What the task asks — Pictures stay out of the copy; set down each line of the listing below exactly.

BEGIN Input

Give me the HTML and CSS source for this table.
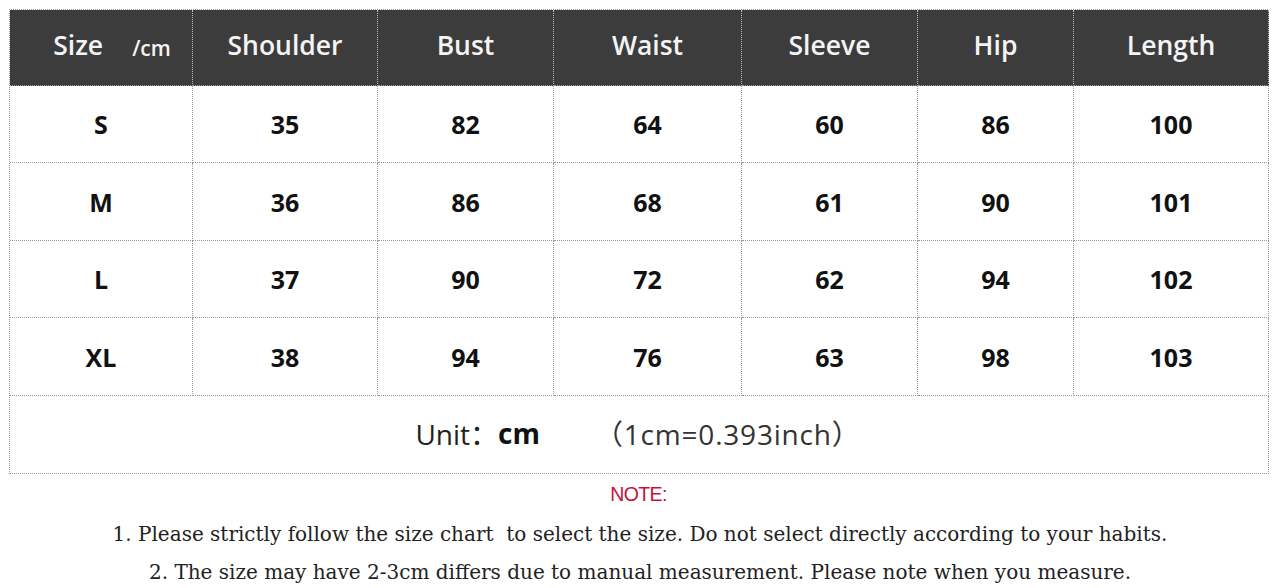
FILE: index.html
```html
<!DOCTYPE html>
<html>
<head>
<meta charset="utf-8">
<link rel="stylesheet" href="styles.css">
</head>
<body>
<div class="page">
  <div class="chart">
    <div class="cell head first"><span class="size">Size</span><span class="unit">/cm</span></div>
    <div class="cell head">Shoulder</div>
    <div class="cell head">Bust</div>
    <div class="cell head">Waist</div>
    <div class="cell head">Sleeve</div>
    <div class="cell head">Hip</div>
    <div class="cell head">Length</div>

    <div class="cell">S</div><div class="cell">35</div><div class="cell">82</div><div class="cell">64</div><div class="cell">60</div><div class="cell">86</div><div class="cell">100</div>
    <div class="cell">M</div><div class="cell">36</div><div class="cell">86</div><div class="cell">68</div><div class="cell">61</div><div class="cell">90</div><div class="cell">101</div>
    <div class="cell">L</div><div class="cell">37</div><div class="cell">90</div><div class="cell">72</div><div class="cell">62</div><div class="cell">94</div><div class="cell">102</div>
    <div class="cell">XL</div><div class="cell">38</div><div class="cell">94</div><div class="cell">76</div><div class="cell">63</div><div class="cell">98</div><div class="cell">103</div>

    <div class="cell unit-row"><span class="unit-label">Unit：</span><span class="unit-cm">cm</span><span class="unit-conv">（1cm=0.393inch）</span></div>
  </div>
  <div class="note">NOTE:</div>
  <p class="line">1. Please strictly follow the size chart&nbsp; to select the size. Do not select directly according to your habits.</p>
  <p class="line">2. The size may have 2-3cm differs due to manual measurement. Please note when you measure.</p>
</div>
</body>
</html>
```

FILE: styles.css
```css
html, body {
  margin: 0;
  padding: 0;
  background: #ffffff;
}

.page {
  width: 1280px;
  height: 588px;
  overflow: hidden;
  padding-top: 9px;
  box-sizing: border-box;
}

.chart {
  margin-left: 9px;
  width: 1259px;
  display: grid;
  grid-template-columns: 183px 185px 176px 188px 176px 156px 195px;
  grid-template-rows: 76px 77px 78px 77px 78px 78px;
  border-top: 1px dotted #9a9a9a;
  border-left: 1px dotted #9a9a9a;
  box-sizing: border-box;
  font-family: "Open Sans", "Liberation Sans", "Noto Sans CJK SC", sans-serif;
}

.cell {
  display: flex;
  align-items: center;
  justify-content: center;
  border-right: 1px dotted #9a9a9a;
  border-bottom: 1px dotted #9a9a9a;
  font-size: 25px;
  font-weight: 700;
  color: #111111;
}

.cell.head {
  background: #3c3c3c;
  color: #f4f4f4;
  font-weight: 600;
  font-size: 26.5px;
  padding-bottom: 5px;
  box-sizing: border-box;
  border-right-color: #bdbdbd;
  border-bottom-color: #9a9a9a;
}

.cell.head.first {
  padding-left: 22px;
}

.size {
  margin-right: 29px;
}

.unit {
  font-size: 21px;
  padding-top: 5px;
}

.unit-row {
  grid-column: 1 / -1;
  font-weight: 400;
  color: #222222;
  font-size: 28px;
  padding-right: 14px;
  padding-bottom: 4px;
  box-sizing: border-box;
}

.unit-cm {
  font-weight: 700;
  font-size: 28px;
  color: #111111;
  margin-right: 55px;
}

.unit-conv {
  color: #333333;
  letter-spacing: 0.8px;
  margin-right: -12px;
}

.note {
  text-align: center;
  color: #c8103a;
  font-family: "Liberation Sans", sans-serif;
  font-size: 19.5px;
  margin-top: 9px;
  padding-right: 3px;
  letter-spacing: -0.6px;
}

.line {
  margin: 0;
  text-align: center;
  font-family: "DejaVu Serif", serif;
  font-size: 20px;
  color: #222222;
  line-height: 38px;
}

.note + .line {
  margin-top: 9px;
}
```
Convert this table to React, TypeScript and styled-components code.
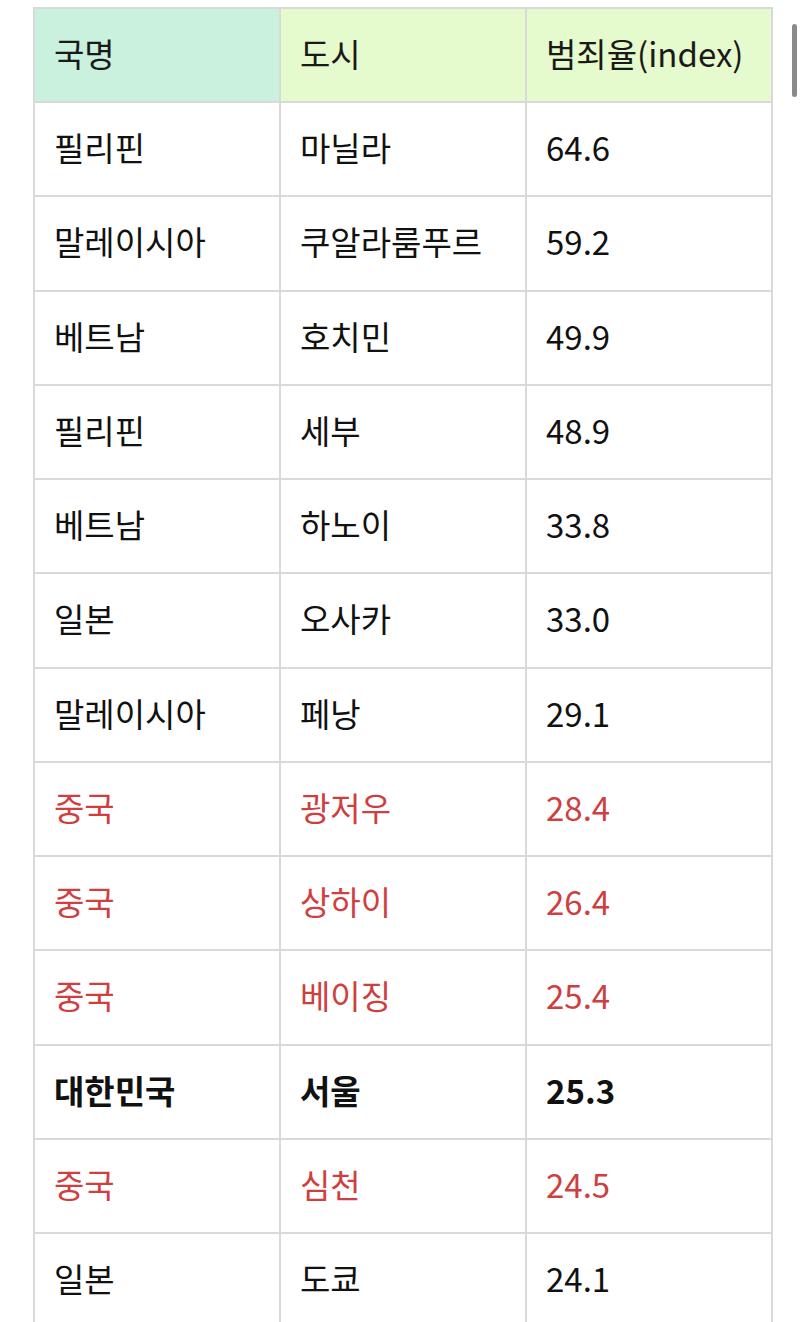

END Input

Completed exercise —
Give me the HTML and CSS source for this table.
FILE: index.html
```html
<!DOCTYPE html>
<html>
<head>
<meta charset="utf-8">
<link rel="stylesheet" href="styles.css">
</head>
<body>
<div class="page">
  <div class="chart">
    <div class="cell head first"><span class="size">Size</span><span class="unit">/cm</span></div>
    <div class="cell head">Shoulder</div>
    <div class="cell head">Bust</div>
    <div class="cell head">Waist</div>
    <div class="cell head">Sleeve</div>
    <div class="cell head">Hip</div>
    <div class="cell head">Length</div>

    <div class="cell">S</div><div class="cell">35</div><div class="cell">82</div><div class="cell">64</div><div class="cell">60</div><div class="cell">86</div><div class="cell">100</div>
    <div class="cell">M</div><div class="cell">36</div><div class="cell">86</div><div class="cell">68</div><div class="cell">61</div><div class="cell">90</div><div class="cell">101</div>
    <div class="cell">L</div><div class="cell">37</div><div class="cell">90</div><div class="cell">72</div><div class="cell">62</div><div class="cell">94</div><div class="cell">102</div>
    <div class="cell">XL</div><div class="cell">38</div><div class="cell">94</div><div class="cell">76</div><div class="cell">63</div><div class="cell">98</div><div class="cell">103</div>

    <div class="cell unit-row"><span class="unit-label">Unit：</span><span class="unit-cm">cm</span><span class="unit-conv">（1cm=0.393inch）</span></div>
  </div>
  <div class="note">NOTE:</div>
  <p class="line">1. Please strictly follow the size chart&nbsp; to select the size. Do not select directly according to your habits.</p>
  <p class="line">2. The size may have 2-3cm differs due to manual measurement. Please note when you measure.</p>
</div>
</body>
</html>
```

FILE: styles.css
```css
html, body {
  margin: 0;
  padding: 0;
  background: #ffffff;
}

.page {
  width: 1280px;
  height: 588px;
  overflow: hidden;
  padding-top: 9px;
  box-sizing: border-box;
}

.chart {
  margin-left: 9px;
  width: 1259px;
  display: grid;
  grid-template-columns: 183px 185px 176px 188px 176px 156px 195px;
  grid-template-rows: 76px 77px 78px 77px 78px 78px;
  border-top: 1px dotted #9a9a9a;
  border-left: 1px dotted #9a9a9a;
  box-sizing: border-box;
  font-family: "Open Sans", "Liberation Sans", "Noto Sans CJK SC", sans-serif;
}

.cell {
  display: flex;
  align-items: center;
  justify-content: center;
  border-right: 1px dotted #9a9a9a;
  border-bottom: 1px dotted #9a9a9a;
  font-size: 25px;
  font-weight: 700;
  color: #111111;
}

.cell.head {
  background: #3c3c3c;
  color: #f4f4f4;
  font-weight: 600;
  font-size: 26.5px;
  padding-bottom: 5px;
  box-sizing: border-box;
  border-right-color: #bdbdbd;
  border-bottom-color: #9a9a9a;
}

.cell.head.first {
  padding-left: 22px;
}

.size {
  margin-right: 29px;
}

.unit {
  font-size: 21px;
  padding-top: 5px;
}

.unit-row {
  grid-column: 1 / -1;
  font-weight: 400;
  color: #222222;
  font-size: 28px;
  padding-right: 14px;
  padding-bottom: 4px;
  box-sizing: border-box;
}

.unit-cm {
  font-weight: 700;
  font-size: 28px;
  color: #111111;
  margin-right: 55px;
}

.unit-conv {
  color: #333333;
  letter-spacing: 0.8px;
  margin-right: -12px;
}

.note {
  text-align: center;
  color: #c8103a;
  font-family: "Liberation Sans", sans-serif;
  font-size: 19.5px;
  margin-top: 9px;
  padding-right: 3px;
  letter-spacing: -0.6px;
}

.line {
  margin: 0;
  text-align: center;
  font-family: "DejaVu Serif", serif;
  font-size: 20px;
  color: #222222;
  line-height: 38px;
}

.note + .line {
  margin-top: 9px;
}
```
Convert this table to React, TypeScript and styled-components code.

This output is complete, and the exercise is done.